The monarch’s power was still de facto limited, no longer by God’s law, but by a nobility which manipulated patronage and kinship in its own interests, but also cared deeply about the security and prosperity of Russia. They were the principal stakeholders in the empire.

This mutual compact left the nobles free to impose their own arrangements on those subject to them, their serfs, and on the lower orders generally. Historians used to believe that serfdom was scarcely distinguishable from slavery. It is true that pomeshchiki exercised virtually total control over their serfs, including even buying and selling them. Recent research has, however, suggested that Russian peasant society was a good deal more resilient and self‑ reliant than the term ‘slavery’ implies. Serfdom at least gave most peasants entitlement to land – a benefit denied to US plantation slaves.

Living in a harsh climate and on relatively infertile soils, most Russian peasants strove above all to limit risk, and at this they were remarkably successful. Subsistence crises were relatively rare, though when they struck they were extremely serious.

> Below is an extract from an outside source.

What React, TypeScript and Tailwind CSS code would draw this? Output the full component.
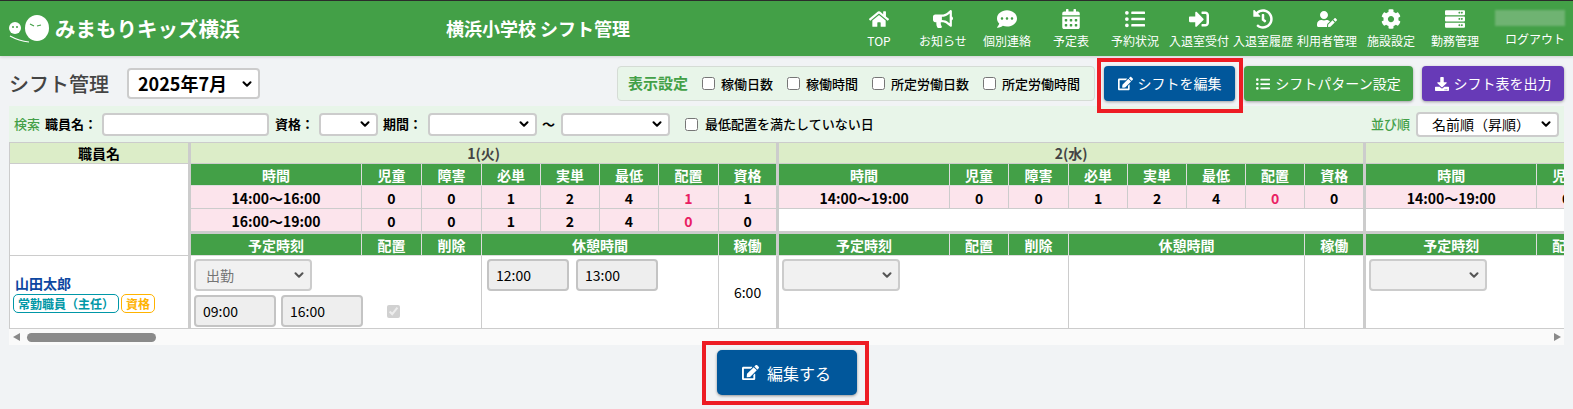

The strip system of land tenure guaranteed each household arable land of different qualities, while pastures and meadows were held in common. The periodic redistribution of strips ensured that each household had enough resources to feed itself and make its contribution to the village’s dues and obligations. Joint responsibility ensured that peasants had to take decisions in common and had an interest in helping each other through difficulties. They also kept a sharp eye on each other’s behaviour, since the failure of any one household imposed burdens on all the others. If a household was failing chronically, its neighbours could be ruthless in trying to expel it from the village. Wastrels, weaklings, and drunkards were not tolerated indefinitely.

This agrarian system was successful at providing Russia with resources (army recruits, taxes, and other obligations), ensuring the survival and even growth of the rural population, and underwriting the well‑ being of the nobility. It was the backbone of the empire.